Wednesday, July 06, 2005

Flying the Coop / New Distressed Debt Funds

Flying the Coop
Matthieu Wirz
July 4, 2005

Defaults in corporate America hit an eight-year low of 2.2% in May, but chief financial officers should not get too comfortable with this state of affairs. Some of the brightest lights in the vulture fund business predict a surge in distressed situations by mid-2006, and are repositioning themselves accordingly.

Brand name personnel at several top shops on the Stamford-to-Midtown corridor consider the timing perfect to start their own funds in order to capitalize on the expected restructuring wave, and turn a tidy profit in the bargain. Veteran vultures at Angelo Gordon & Co., The DE Shaw Group, Elliott Associates, Och-Ziff Capital Management, Ramius Capital Group, Sagamore Hill Capital Management, Satellite Asset Management and WR Huff Asset Management have all flown the coop recently to set up distressed or event-driven shops of their own.

"They're preparing themselves for what they have coming up, and rather than generating returns for Elliott or Angelo Gordon or what have you, they'll be generating them for themselves," said Jonathan Rosenthal, head of corporate restructuring at Saybrook Capital, an investment bank specializing in workout situations.

A recent surge of easy money into hedge funds hasn't hurt either. Capital flows into hedge funds reached $27 billion in the first quarter of 2005, roughly 37% of the total assets allocated to the sector last year, according to Hedge Fund Research Inc. (HFR), a Chicago-based independent research provider.

Distressed hedge funds make money shorting troubled companies on their way down, buying back in at the bottom and then collaborating-or fighting-with management to unlock value through restructuring. The strategy accounted for only 4.73% of the hedge fund universe in the first quarter of 2005, according to HFR. Nevertheless, returns on distressed outperformed HFR's market index in each of the past four years by 6.73%-10% and beat the average last quarter by 1.9%.

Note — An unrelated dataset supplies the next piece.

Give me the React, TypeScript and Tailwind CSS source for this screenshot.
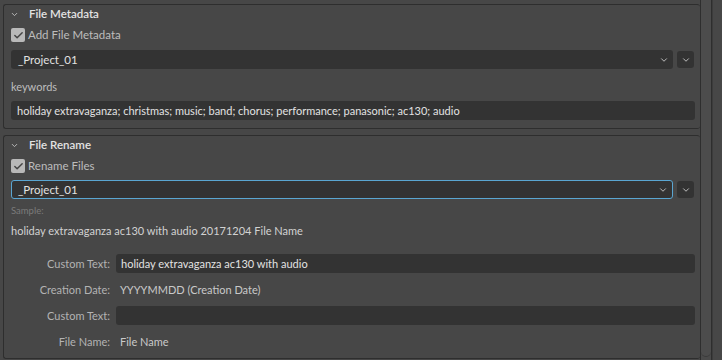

"From a macroeconomic standpoint, there's a great deal of capital looking for a home, and a lot of that is being allocated to hedge funds," says one of the start-up fund managers. "But it's also a function of some of the longer-standing funds being closed to additional capital from even existing investors."

The search for returns sent hedge fund assets under management over the $1 trillion mark in 2004, according to HFR, but many larger funds have started capping investments from their existing clientele to reduce redemption risk. "If you're a fund with over $1 billion, you don't want to take any risk to mess up your 10%-15% in management fees," says Joe Aaron of Wood, Hat & Silver LLC, an investment adviser that allocates to hedge funds. "If you have a client with a particularly large investment that says it wants out, that could send you into a death spiral."

That pent-up demand from fund-of-fund managers who have maxed out at pre-existing funds represents a golden opportunity for top-rung distressed specialists eager to become principals at their own shops and, at long last, get equity. Says one of the new crop of distressed managers: "I left because [my previous fund] has no employee ownership program. It's that simple."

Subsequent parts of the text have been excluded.